Cannon and Musket Fire recall the 1760 Anglo-Cherokee War at Fort Dobbs

by Feb 12, 2014Happenings0 comments

STATESVILLE – Fort Dobbs State Historic Site will offer a glimpse of the harrowing days of the 18th century Cherokee War March 1-2. The Cherokee had been allies of the British when the French and Indian War started in 1754, but tensions quickly spiraled into war and the allegiance of the Cherokee was uncertain. The 30-member garrison at Fort Dobbs was attacked by more than twice its number in a confusing skirmish the night of Feb. 27. 1760.

The 254th anniversary program will feature living history interpreters who will portray provincial soldiers and Cherokee warriors, present musket and cannon firing demonstrations, and ongoing demonstrations of 18th century military and American Indian camp life. The free programs will run 10 a.m.-4 p.m. Saturday and 10 a.m.-3 p.m. Sunday. A special evening firing will be held at 6:30 p.m. Saturday.

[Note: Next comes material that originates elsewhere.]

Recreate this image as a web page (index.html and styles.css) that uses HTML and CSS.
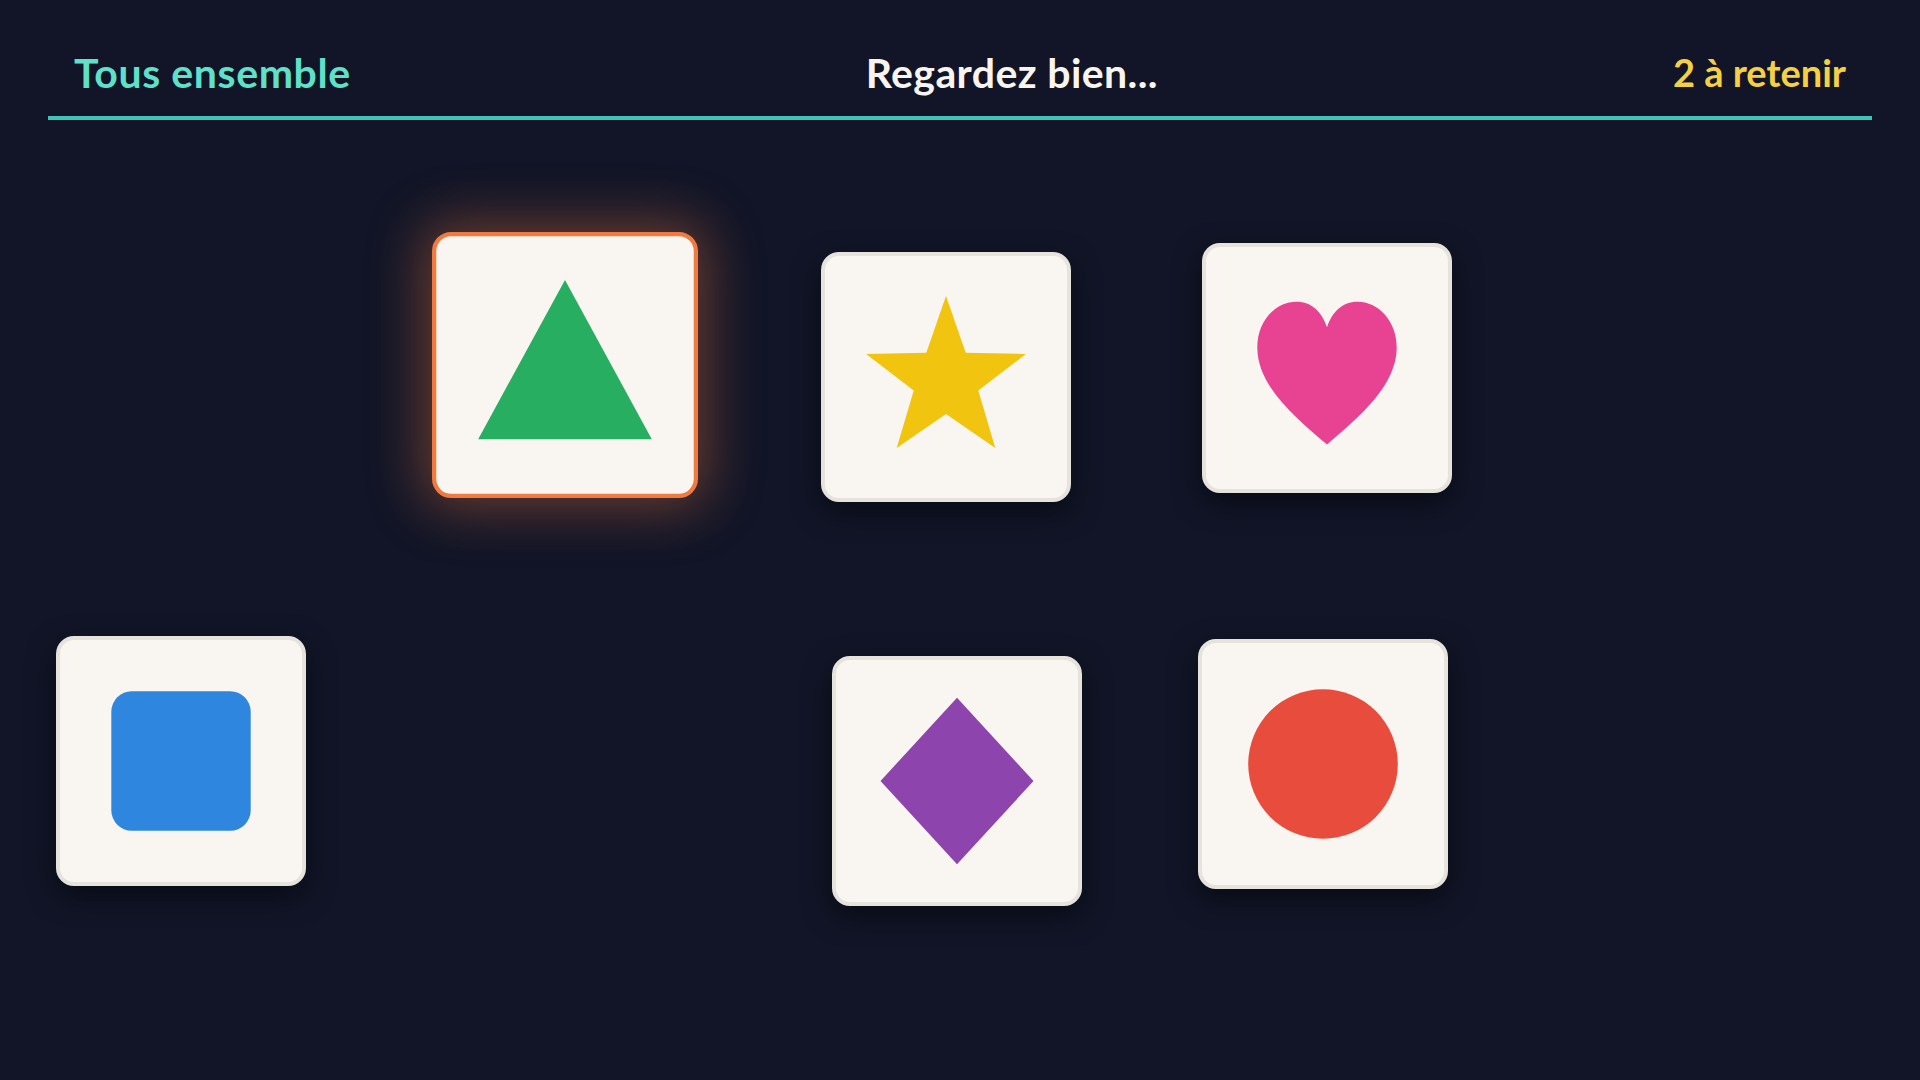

The educational program at this state historic site gives life to North Carolina’s past experiences and traditions and demonstrates the value of living history to students and adults.  Fort Dobbs is the only state historic site dedicated to the period of the French and Indian War (1754-1763), also known as the Seven Years War. It is North Carolina’s only link to a war for empire that crossed five continents and lasted nearly 10 years, and is part of the Division of State Historic Sites.